The government, led by Co-operatives and MSMEs Cabinet Secretary Wycliffe Oparanya, is in the midst of a nationwide purge of financial rot in the Sacco sector.
After a Ksh 13.3 billion scandal rocked the Kenya Union of Savings & Credit Cooperatives (KUSCCO) last year, Oparanya ordered forensic audits across all cooperatives, vowing to jail corrupt officials and empower the Sacco Societies Regulatory Authority (Sasra) to tighten the screws.
“This will no longer be tolerated,” he declared recently, a warning that now hangs over Stima Sacco like a storm cloud.
Could Siror, a dual-hatted power player in both KPLC and Stima, be sweating under the government’s glare? Or will the Sacco’s deep ties to the energy sector buy it a softer landing?
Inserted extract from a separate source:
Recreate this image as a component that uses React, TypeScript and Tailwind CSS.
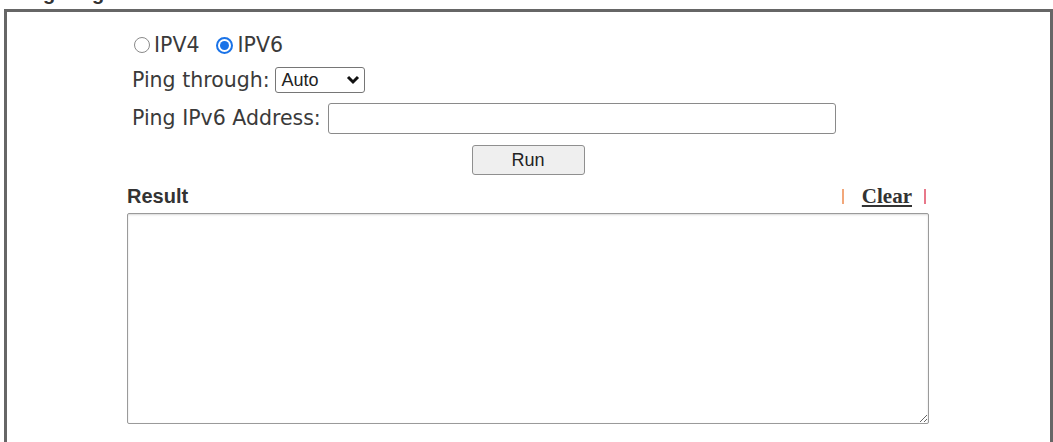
import { useState } from "react";

const label = "font-['DejaVu_Sans',sans-serif] text-[20.5px] text-[#3a3a3a]";

function Radio({ checked, text, onClick }: { checked: boolean; text: string; onClick: () => void }) {
  return (
    <button onClick={onClick} className="flex items-center h-[22px] cursor-pointer">
      {checked ? (
        <span className="shrink-0 w-[17px] h-[17px] rounded-full border-2 border-[#1a73e8] bg-white flex items-center justify-center">
          <span className="w-[9px] h-[9px] rounded-full bg-[#1a73e8]" />
        </span>
      ) : (
        <span className="shrink-0 w-[16px] h-[16px] rounded-full border border-[#8a8a8a] bg-white" />
      )}
      <span className={`${label} ml-[4px] leading-[22px]`}>{text}</span>
    </button>
  );
}

export default function App() {
  const [ipv, setIpv] = useState<"4" | "6">("6");
  const [result, setResult] = useState("");

  return (
    <div className="w-[1053px] h-[442px] overflow-hidden bg-white">
      {/* panel title, mostly scrolled out of view */}
      <div className="pl-[12px] -mt-[18px] h-[23px] font-['Liberation_Sans',Arial,sans-serif] font-bold text-[20px] leading-[23px] text-[#333]">
        Ping Diagnosis
      </div>

      <div className="ml-[4px] mt-[4px] w-[1049px] h-[440px] border-[3px] border-b-0 border-[#666]">
        <div className="ml-[120px] w-[802px] pt-[22px] flex flex-col">
          <div className="ml-[7px] flex items-center gap-[17px]">
            <Radio checked={ipv === "4"} text="IPV4" onClick={() => setIpv("4")} />
            <Radio checked={ipv === "6"} text="IPV6" onClick={() => setIpv("6")} />
          </div>

          <div className="ml-[5px] mt-[11px] h-[26px] flex items-center">
            <span className={label}>Ping through:</span>
            <div className="ml-[5px] w-[90px] h-[26px] border border-[#767676] rounded-[3px] bg-white flex items-center justify-between pl-[6px] pr-[4px]">
              <span className="font-['Liberation_Sans',Arial,sans-serif] text-[18px] text-[#222]">Auto</span>
              <svg width="14" height="10" viewBox="0 0 14 10">
                <polyline points="2,2 7,7 12,2" fill="none" stroke="#111" strokeWidth="3" />
              </svg>
            </div>
          </div>

          <div className="ml-[5px] mt-[10px] h-[31px] flex items-center">
            <span className={label}>{ipv === "6" ? "Ping IPv6 Address:" : "Ping IPv4 Address:"}</span>
            <input className="ml-[7px] w-[508px] h-[31px] border border-[#8a8a8a] rounded-[3px] px-[4px] outline-none" />
          </div>

          <div className="mt-[11px] flex justify-center">
            <button
              onClick={() => setResult("")}
              className="w-[113px] h-[30px] bg-[#efefef] border border-[#8f8f8f] rounded-[3px] font-['Liberation_Sans',Arial,sans-serif] text-[18px] text-[#222]"
            >
              Run
            </button>
          </div>

          <div className="mt-[10px] h-[22px] flex items-center justify-between">
            <span className="font-['Liberation_Sans',Arial,sans-serif] font-bold text-[20px] text-[#333]">Result</span>
            <div className="flex items-center font-['Liberation_Serif',serif] font-bold text-[21px]">
              <span className="w-[2px] h-[15px] bg-[#f2a77a]" />
              <button onClick={() => setResult("")} className="ml-[18px] underline text-[#333] leading-[22px]">
                Clear
              </button>
              <span className="ml-[12px] mr-[3px] w-[2px] h-[15px] bg-[#e8788a]" />
            </div>
          </div>

          <textarea
            value={result}
            onChange={(e) => setResult(e.target.value)}
            className="mt-[6px] w-[802px] h-[211px] border border-[#9a9a9a] rounded-[2px] shadow-[inset_0_1px_2px_rgba(0,0,0,0.15)] outline-none"
          />
        </div>
      </div>
    </div>
  );
}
Theories abound about how deep the rot goes. Some whisper that former employees, now operating as fixers on the outside, are pulling strings in a syndicate that’s been years in the making.
Others speculate that the forged payslip scheme might be the tip of the iceberg—could there be ghost members, inflated financials, or even kickbacks to boardroom bigwigs?
With revenues soaring 21% to Ksh 8.96 billion in 2023, it’s hard to believe no one noticed the cracks.
Perhaps the AGM, set to approve the 2025/2026 budget and amend key policies, was meant to be a victory lap after Stima’s 50th anniversary bash in October 2024.
Instead, it might turn into a showdown for members to demand answers.